The exercise :: Set down all of the data that follows word for word, without the images.

— BEGIN Given material —

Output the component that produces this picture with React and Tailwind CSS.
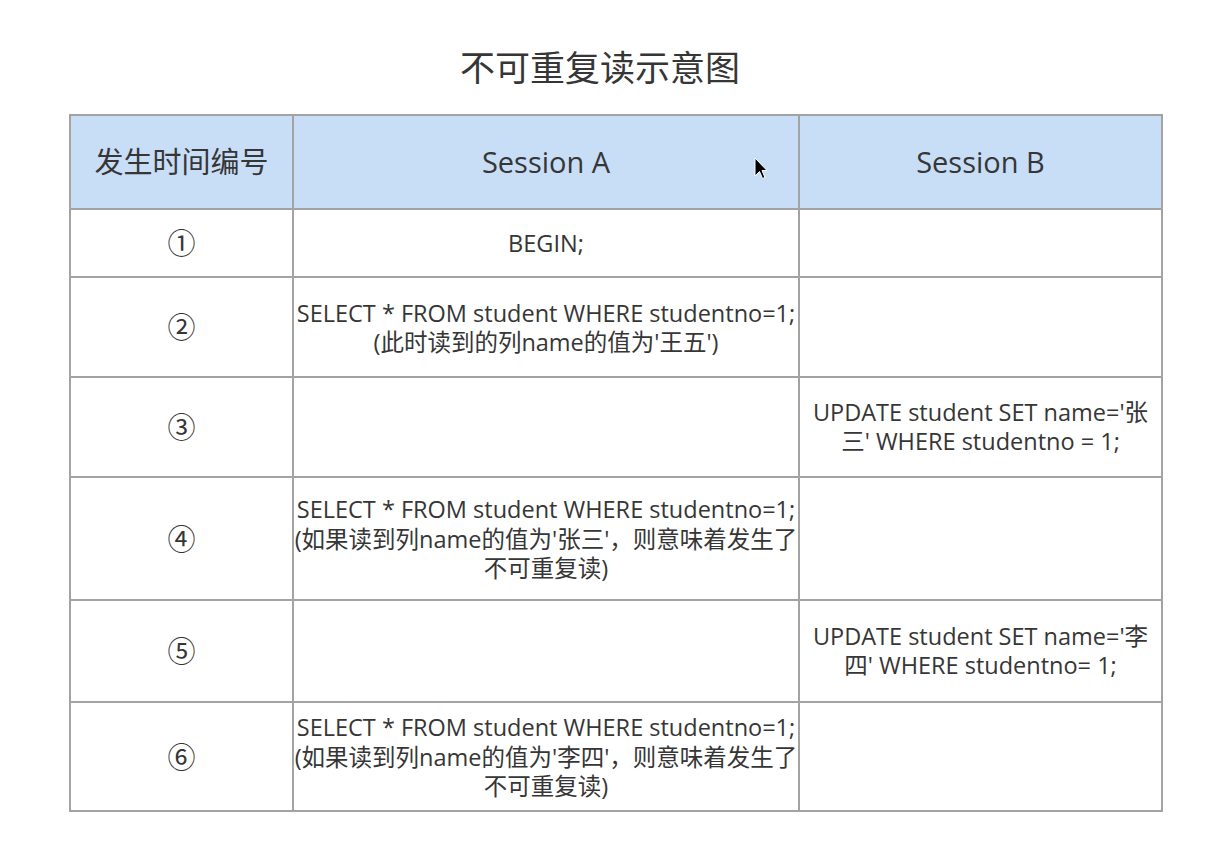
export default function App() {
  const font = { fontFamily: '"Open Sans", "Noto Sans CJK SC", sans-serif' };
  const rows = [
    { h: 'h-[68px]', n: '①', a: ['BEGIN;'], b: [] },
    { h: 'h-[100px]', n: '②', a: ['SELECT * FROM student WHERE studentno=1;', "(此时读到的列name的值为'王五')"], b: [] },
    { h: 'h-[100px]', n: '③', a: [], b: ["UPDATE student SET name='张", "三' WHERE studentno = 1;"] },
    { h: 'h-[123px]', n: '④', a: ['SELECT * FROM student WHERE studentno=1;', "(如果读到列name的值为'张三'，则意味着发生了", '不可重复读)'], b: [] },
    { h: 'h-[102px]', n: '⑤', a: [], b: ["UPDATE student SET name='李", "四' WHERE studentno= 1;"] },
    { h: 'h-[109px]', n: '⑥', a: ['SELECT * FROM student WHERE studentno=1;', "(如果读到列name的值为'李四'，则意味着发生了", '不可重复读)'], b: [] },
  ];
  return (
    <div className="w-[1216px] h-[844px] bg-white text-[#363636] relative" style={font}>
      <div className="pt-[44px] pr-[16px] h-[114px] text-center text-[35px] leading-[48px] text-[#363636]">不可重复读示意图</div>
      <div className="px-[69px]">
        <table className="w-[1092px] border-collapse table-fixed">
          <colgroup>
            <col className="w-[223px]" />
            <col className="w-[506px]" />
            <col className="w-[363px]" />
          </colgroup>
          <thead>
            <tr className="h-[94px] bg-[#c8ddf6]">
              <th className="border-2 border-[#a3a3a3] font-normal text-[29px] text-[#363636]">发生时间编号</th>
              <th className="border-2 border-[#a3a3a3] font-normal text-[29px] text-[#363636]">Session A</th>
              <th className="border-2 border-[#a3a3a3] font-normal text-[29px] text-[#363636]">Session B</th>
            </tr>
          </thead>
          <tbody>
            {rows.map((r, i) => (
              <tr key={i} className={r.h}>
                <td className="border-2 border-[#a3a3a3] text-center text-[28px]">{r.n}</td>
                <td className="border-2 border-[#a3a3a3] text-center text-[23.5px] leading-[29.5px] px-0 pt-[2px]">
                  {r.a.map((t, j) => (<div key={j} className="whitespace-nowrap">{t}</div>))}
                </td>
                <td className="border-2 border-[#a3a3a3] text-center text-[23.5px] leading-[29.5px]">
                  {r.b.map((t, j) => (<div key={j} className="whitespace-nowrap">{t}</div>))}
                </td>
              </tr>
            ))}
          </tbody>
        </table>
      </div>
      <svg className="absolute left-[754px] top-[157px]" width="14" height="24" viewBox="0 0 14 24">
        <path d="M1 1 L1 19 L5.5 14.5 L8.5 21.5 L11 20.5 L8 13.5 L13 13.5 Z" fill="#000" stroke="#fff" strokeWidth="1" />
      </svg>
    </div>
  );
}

— END Given material —

Solution below ::
Output the component that produces this picture with React and Tailwind CSS.
export default function App() {
  const font = { fontFamily: '"Open Sans", "Noto Sans CJK SC", sans-serif' };
  const rows = [
    { h: 'h-[68px]', n: '①', a: ['BEGIN;'], b: [] },
    { h: 'h-[100px]', n: '②', a: ['SELECT * FROM student WHERE studentno=1;', "(此时读到的列name的值为'王五')"], b: [] },
    { h: 'h-[100px]', n: '③', a: [], b: ["UPDATE student SET name='张", "三' WHERE studentno = 1;"] },
    { h: 'h-[123px]', n: '④', a: ['SELECT * FROM student WHERE studentno=1;', "(如果读到列name的值为'张三'，则意味着发生了", '不可重复读)'], b: [] },
    { h: 'h-[102px]', n: '⑤', a: [], b: ["UPDATE student SET name='李", "四' WHERE studentno= 1;"] },
    { h: 'h-[109px]', n: '⑥', a: ['SELECT * FROM student WHERE studentno=1;', "(如果读到列name的值为'李四'，则意味着发生了", '不可重复读)'], b: [] },
  ];
  return (
    <div className="w-[1216px] h-[844px] bg-white text-[#363636] relative" style={font}>
      <div className="pt-[44px] pr-[16px] h-[114px] text-center text-[35px] leading-[48px] text-[#363636]">不可重复读示意图</div>
      <div className="px-[69px]">
        <table className="w-[1092px] border-collapse table-fixed">
          <colgroup>
            <col className="w-[223px]" />
            <col className="w-[506px]" />
            <col className="w-[363px]" />
          </colgroup>
          <thead>
            <tr className="h-[94px] bg-[#c8ddf6]">
              <th className="border-2 border-[#a3a3a3] font-normal text-[29px] text-[#363636]">发生时间编号</th>
              <th className="border-2 border-[#a3a3a3] font-normal text-[29px] text-[#363636]">Session A</th>
              <th className="border-2 border-[#a3a3a3] font-normal text-[29px] text-[#363636]">Session B</th>
            </tr>
          </thead>
          <tbody>
            {rows.map((r, i) => (
              <tr key={i} className={r.h}>
                <td className="border-2 border-[#a3a3a3] text-center text-[28px]">{r.n}</td>
                <td className="border-2 border-[#a3a3a3] text-center text-[23.5px] leading-[29.5px] px-0 pt-[2px]">
                  {r.a.map((t, j) => (<div key={j} className="whitespace-nowrap">{t}</div>))}
                </td>
                <td className="border-2 border-[#a3a3a3] text-center text-[23.5px] leading-[29.5px]">
                  {r.b.map((t, j) => (<div key={j} className="whitespace-nowrap">{t}</div>))}
                </td>
              </tr>
            ))}
          </tbody>
        </table>
      </div>
      <svg className="absolute left-[754px] top-[157px]" width="14" height="24" viewBox="0 0 14 24">
        <path d="M1 1 L1 19 L5.5 14.5 L8.5 21.5 L11 20.5 L8 13.5 L13 13.5 Z" fill="#000" stroke="#fff" strokeWidth="1" />
      </svg>
    </div>
  );
}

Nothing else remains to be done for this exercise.